Hera is the European contribution to an ESA-NASA double-spacecraft AIDA mission, which is intended to test whether a kinetic deflection technique can be used to shift the orbit of an asteroid. The target of the mission is a double asteroid system, called Didymos, which will come a comparatively close 11 million km to Earth in 2022. The 800 m-diameter main body is orbited by a 170 m-diameter moon, informally called ‘Didymoon’. In 2022, NASA's DART spacecraft will first perform a kinetic impact on the smaller of the two bodies, and, later, Hera will follow-up with a detailed post-impact survey that will turn this grand-scale experiment into a well-understood and repeatable planetary defence technique. Hera will also gather crucial scientific data on asteroids as a whole by carefully studying the exterior and interior properties of both bodies in the system. The spacecraft will also host two 6-unit cubesats that will be deployed near Didymos to perform, for the first time ever, multi-point measurements in a “mother-daughter” configuration. A novel intersatellite link will be used to establish a flexible communications network supporting the close-proximity operations in very low-gravity conditions, a crucial step for future exploration activities around small bodies. As of 2018, Hera, a further optimisation of ESA’s earlier proposed Asteroid Impact Mission, was in Phase B1 of mission development in preparation of the Agency’s Council of Ministers at European Level in late 2019. Credit: ESA

"This is why Hera is so important; not only will we have DART's full-scale test of asteroid deflection in space, but also Hera's detailed follow-up survey to discover Didymoon's composition and structure. Hera will also record the precise shape of the DART crater, right down to centimetre scale.

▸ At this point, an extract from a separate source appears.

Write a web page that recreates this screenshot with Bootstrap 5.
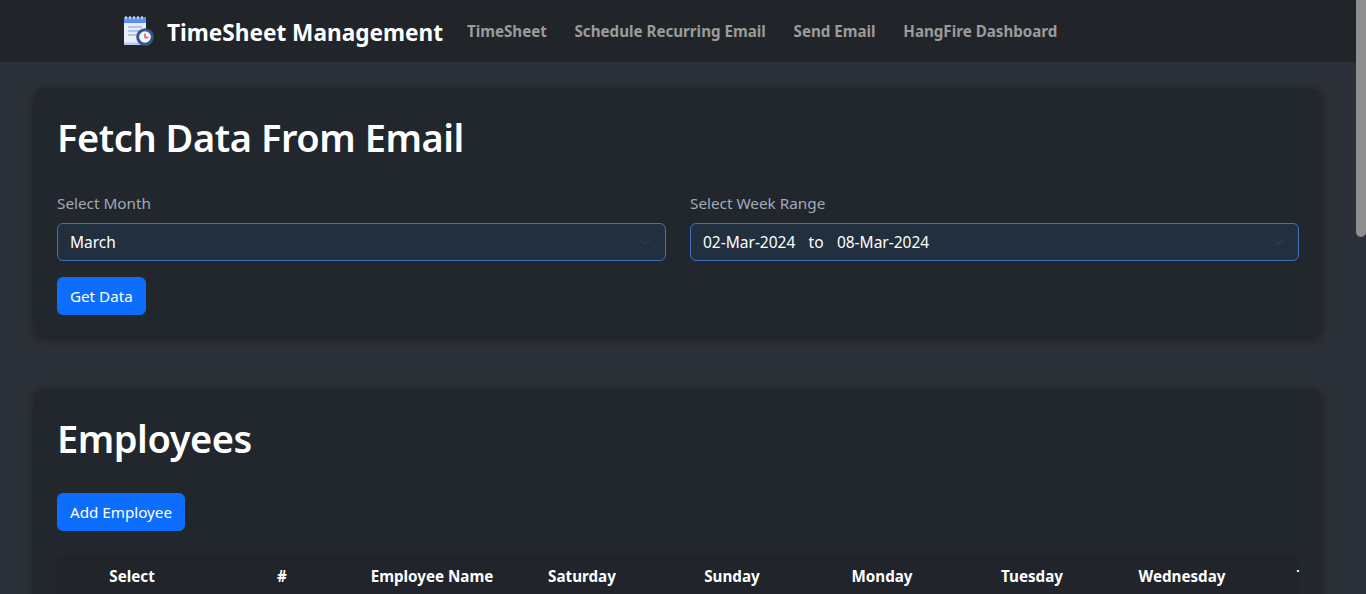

"So, building on this Hayabusa2 impact experiment, DART and Hera between them will go on to close the gap in asteroid deflection techniques, bringing us to a point where such a method might be used for real."

Didymoon will also be by far the smallest asteroid ever explored, so will offer insights into the cohesion of material in an environment whose gravity is more than a million times weaker than our own – an alien situation extremely challenging to simulate.

In 2004, NASA's Deep Impact spacecraft launched an impactor into comet Tempel 1. The body was subsequently revisited, but the artificial crater was hard to pinpoint – largely because the comet had flown close to the Sun in the meantime, and its heating would have modified the surface.

Hera will visit Didymoon around four years after DART's impact, but because it is an inactive asteroid in deep space, no such modification will occur. "The crater will still be 'fresh' for Hera," Patrick concludes.